* What to produce: Write out every line of the material as it stands, apart from the pictures.

* Available data:
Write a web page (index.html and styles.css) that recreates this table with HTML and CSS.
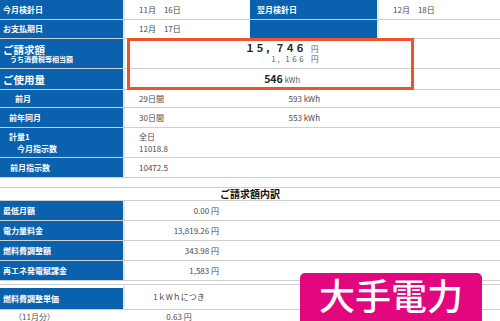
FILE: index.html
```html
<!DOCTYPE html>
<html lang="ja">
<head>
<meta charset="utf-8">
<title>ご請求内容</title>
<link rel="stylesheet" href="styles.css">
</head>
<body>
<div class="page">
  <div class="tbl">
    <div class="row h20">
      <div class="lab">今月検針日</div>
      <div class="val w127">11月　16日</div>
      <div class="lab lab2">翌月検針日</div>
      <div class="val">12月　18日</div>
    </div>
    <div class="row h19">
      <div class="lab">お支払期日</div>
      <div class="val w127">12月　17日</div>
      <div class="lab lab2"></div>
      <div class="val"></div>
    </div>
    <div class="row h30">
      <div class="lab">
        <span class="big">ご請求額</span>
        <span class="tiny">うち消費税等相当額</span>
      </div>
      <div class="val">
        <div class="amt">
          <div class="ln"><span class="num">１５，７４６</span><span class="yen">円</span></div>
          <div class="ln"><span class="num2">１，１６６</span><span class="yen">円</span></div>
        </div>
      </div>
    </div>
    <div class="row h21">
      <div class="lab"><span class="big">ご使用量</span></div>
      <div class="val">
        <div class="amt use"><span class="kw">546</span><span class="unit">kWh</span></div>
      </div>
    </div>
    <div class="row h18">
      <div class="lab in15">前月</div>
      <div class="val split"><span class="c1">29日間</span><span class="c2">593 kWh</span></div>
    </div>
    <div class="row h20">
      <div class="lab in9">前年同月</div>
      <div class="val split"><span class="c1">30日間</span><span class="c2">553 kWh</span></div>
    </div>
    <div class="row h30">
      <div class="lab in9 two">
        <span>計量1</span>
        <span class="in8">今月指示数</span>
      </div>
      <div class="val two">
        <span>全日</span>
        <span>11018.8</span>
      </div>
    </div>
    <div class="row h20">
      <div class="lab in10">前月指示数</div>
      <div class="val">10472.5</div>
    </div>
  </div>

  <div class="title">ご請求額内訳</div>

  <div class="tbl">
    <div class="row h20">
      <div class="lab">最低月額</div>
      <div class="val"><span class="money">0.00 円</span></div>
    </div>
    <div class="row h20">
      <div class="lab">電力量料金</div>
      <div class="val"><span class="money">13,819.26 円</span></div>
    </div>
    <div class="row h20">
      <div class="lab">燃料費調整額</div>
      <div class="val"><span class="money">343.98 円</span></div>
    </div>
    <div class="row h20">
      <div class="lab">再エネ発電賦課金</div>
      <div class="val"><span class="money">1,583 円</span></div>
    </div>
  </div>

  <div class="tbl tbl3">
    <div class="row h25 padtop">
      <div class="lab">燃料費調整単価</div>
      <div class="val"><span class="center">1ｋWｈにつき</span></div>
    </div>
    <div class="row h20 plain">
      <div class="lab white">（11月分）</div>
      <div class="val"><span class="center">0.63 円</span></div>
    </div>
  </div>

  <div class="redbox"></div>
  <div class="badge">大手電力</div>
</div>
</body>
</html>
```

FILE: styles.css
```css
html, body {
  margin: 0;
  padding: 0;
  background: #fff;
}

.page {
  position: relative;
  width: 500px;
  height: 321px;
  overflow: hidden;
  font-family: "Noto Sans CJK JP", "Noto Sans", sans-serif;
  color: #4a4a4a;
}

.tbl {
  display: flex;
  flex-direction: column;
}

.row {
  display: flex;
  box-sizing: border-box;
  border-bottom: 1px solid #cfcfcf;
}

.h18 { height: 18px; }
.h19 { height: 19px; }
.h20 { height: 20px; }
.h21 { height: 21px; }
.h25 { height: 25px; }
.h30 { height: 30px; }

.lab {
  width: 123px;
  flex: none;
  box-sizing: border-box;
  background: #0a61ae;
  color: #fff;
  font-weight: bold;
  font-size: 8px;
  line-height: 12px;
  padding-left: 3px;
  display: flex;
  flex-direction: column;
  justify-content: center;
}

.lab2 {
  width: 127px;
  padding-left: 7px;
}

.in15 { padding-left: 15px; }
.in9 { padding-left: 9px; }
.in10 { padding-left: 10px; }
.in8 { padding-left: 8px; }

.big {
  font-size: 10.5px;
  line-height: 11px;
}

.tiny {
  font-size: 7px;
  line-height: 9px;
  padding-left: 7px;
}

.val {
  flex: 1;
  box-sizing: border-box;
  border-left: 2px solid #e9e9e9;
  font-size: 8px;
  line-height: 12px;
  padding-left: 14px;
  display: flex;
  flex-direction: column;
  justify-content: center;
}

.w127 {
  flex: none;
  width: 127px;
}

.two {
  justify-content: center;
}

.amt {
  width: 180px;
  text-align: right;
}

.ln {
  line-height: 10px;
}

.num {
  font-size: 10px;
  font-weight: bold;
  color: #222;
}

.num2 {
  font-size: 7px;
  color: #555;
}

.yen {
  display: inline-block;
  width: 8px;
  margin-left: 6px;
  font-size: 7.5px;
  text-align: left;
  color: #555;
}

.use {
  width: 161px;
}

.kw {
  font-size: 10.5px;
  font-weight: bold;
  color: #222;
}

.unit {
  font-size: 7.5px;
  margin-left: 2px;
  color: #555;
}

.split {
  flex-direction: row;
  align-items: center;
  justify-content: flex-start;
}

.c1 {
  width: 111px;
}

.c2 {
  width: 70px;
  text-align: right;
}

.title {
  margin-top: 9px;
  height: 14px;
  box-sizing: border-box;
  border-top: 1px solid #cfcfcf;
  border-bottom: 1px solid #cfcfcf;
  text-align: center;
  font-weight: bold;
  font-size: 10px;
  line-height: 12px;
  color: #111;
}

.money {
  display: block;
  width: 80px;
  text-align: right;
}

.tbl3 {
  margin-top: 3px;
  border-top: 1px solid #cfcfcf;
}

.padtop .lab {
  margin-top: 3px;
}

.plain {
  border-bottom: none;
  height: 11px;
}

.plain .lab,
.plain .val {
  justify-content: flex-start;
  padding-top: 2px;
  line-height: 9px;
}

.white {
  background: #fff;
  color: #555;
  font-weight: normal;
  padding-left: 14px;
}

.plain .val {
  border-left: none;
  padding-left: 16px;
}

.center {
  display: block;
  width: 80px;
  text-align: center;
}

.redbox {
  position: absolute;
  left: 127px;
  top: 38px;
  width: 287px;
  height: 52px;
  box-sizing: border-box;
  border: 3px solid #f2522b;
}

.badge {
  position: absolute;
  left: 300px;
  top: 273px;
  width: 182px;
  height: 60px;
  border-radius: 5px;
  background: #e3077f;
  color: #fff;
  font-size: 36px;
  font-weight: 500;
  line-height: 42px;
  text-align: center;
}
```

* Exercise response:
Write a web page (index.html and styles.css) that recreates this table with HTML and CSS.
FILE: index.html
```html
<!DOCTYPE html>
<html lang="ja">
<head>
<meta charset="utf-8">
<title>ご請求内容</title>
<link rel="stylesheet" href="styles.css">
</head>
<body>
<div class="page">
  <div class="tbl">
    <div class="row h20">
      <div class="lab">今月検針日</div>
      <div class="val w127">11月　16日</div>
      <div class="lab lab2">翌月検針日</div>
      <div class="val">12月　18日</div>
    </div>
    <div class="row h19">
      <div class="lab">お支払期日</div>
      <div class="val w127">12月　17日</div>
      <div class="lab lab2"></div>
      <div class="val"></div>
    </div>
    <div class="row h30">
      <div class="lab">
        <span class="big">ご請求額</span>
        <span class="tiny">うち消費税等相当額</span>
      </div>
      <div class="val">
        <div class="amt">
          <div class="ln"><span class="num">１５，７４６</span><span class="yen">円</span></div>
          <div class="ln"><span class="num2">１，１６６</span><span class="yen">円</span></div>
        </div>
      </div>
    </div>
    <div class="row h21">
      <div class="lab"><span class="big">ご使用量</span></div>
      <div class="val">
        <div class="amt use"><span class="kw">546</span><span class="unit">kWh</span></div>
      </div>
    </div>
    <div class="row h18">
      <div class="lab in15">前月</div>
      <div class="val split"><span class="c1">29日間</span><span class="c2">593 kWh</span></div>
    </div>
    <div class="row h20">
      <div class="lab in9">前年同月</div>
      <div class="val split"><span class="c1">30日間</span><span class="c2">553 kWh</span></div>
    </div>
    <div class="row h30">
      <div class="lab in9 two">
        <span>計量1</span>
        <span class="in8">今月指示数</span>
      </div>
      <div class="val two">
        <span>全日</span>
        <span>11018.8</span>
      </div>
    </div>
    <div class="row h20">
      <div class="lab in10">前月指示数</div>
      <div class="val">10472.5</div>
    </div>
  </div>

  <div class="title">ご請求額内訳</div>

  <div class="tbl">
    <div class="row h20">
      <div class="lab">最低月額</div>
      <div class="val"><span class="money">0.00 円</span></div>
    </div>
    <div class="row h20">
      <div class="lab">電力量料金</div>
      <div class="val"><span class="money">13,819.26 円</span></div>
    </div>
    <div class="row h20">
      <div class="lab">燃料費調整額</div>
      <div class="val"><span class="money">343.98 円</span></div>
    </div>
    <div class="row h20">
      <div class="lab">再エネ発電賦課金</div>
      <div class="val"><span class="money">1,583 円</span></div>
    </div>
  </div>

  <div class="tbl tbl3">
    <div class="row h25 padtop">
      <div class="lab">燃料費調整単価</div>
      <div class="val"><span class="center">1ｋWｈにつき</span></div>
    </div>
    <div class="row h20 plain">
      <div class="lab white">（11月分）</div>
      <div class="val"><span class="center">0.63 円</span></div>
    </div>
  </div>

  <div class="redbox"></div>
  <div class="badge">大手電力</div>
</div>
</body>
</html>
```

FILE: styles.css
```css
html, body {
  margin: 0;
  padding: 0;
  background: #fff;
}

.page {
  position: relative;
  width: 500px;
  height: 321px;
  overflow: hidden;
  font-family: "Noto Sans CJK JP", "Noto Sans", sans-serif;
  color: #4a4a4a;
}

.tbl {
  display: flex;
  flex-direction: column;
}

.row {
  display: flex;
  box-sizing: border-box;
  border-bottom: 1px solid #cfcfcf;
}

.h18 { height: 18px; }
.h19 { height: 19px; }
.h20 { height: 20px; }
.h21 { height: 21px; }
.h25 { height: 25px; }
.h30 { height: 30px; }

.lab {
  width: 123px;
  flex: none;
  box-sizing: border-box;
  background: #0a61ae;
  color: #fff;
  font-weight: bold;
  font-size: 8px;
  line-height: 12px;
  padding-left: 3px;
  display: flex;
  flex-direction: column;
  justify-content: center;
}

.lab2 {
  width: 127px;
  padding-left: 7px;
}

.in15 { padding-left: 15px; }
.in9 { padding-left: 9px; }
.in10 { padding-left: 10px; }
.in8 { padding-left: 8px; }

.big {
  font-size: 10.5px;
  line-height: 11px;
}

.tiny {
  font-size: 7px;
  line-height: 9px;
  padding-left: 7px;
}

.val {
  flex: 1;
  box-sizing: border-box;
  border-left: 2px solid #e9e9e9;
  font-size: 8px;
  line-height: 12px;
  padding-left: 14px;
  display: flex;
  flex-direction: column;
  justify-content: center;
}

.w127 {
  flex: none;
  width: 127px;
}

.two {
  justify-content: center;
}

.amt {
  width: 180px;
  text-align: right;
}

.ln {
  line-height: 10px;
}

.num {
  font-size: 10px;
  font-weight: bold;
  color: #222;
}

.num2 {
  font-size: 7px;
  color: #555;
}

.yen {
  display: inline-block;
  width: 8px;
  margin-left: 6px;
  font-size: 7.5px;
  text-align: left;
  color: #555;
}

.use {
  width: 161px;
}

.kw {
  font-size: 10.5px;
  font-weight: bold;
  color: #222;
}

.unit {
  font-size: 7.5px;
  margin-left: 2px;
  color: #555;
}

.split {
  flex-direction: row;
  align-items: center;
  justify-content: flex-start;
}

.c1 {
  width: 111px;
}

.c2 {
  width: 70px;
  text-align: right;
}

.title {
  margin-top: 9px;
  height: 14px;
  box-sizing: border-box;
  border-top: 1px solid #cfcfcf;
  border-bottom: 1px solid #cfcfcf;
  text-align: center;
  font-weight: bold;
  font-size: 10px;
  line-height: 12px;
  color: #111;
}

.money {
  display: block;
  width: 80px;
  text-align: right;
}

.tbl3 {
  margin-top: 3px;
  border-top: 1px solid #cfcfcf;
}

.padtop .lab {
  margin-top: 3px;
}

.plain {
  border-bottom: none;
  height: 11px;
}

.plain .lab,
.plain .val {
  justify-content: flex-start;
  padding-top: 2px;
  line-height: 9px;
}

.white {
  background: #fff;
  color: #555;
  font-weight: normal;
  padding-left: 14px;
}

.plain .val {
  border-left: none;
  padding-left: 16px;
}

.center {
  display: block;
  width: 80px;
  text-align: center;
}

.redbox {
  position: absolute;
  left: 127px;
  top: 38px;
  width: 287px;
  height: 52px;
  box-sizing: border-box;
  border: 3px solid #f2522b;
}

.badge {
  position: absolute;
  left: 300px;
  top: 273px;
  width: 182px;
  height: 60px;
  border-radius: 5px;
  background: #e3077f;
  color: #fff;
  font-size: 36px;
  font-weight: 500;
  line-height: 42px;
  text-align: center;
}
```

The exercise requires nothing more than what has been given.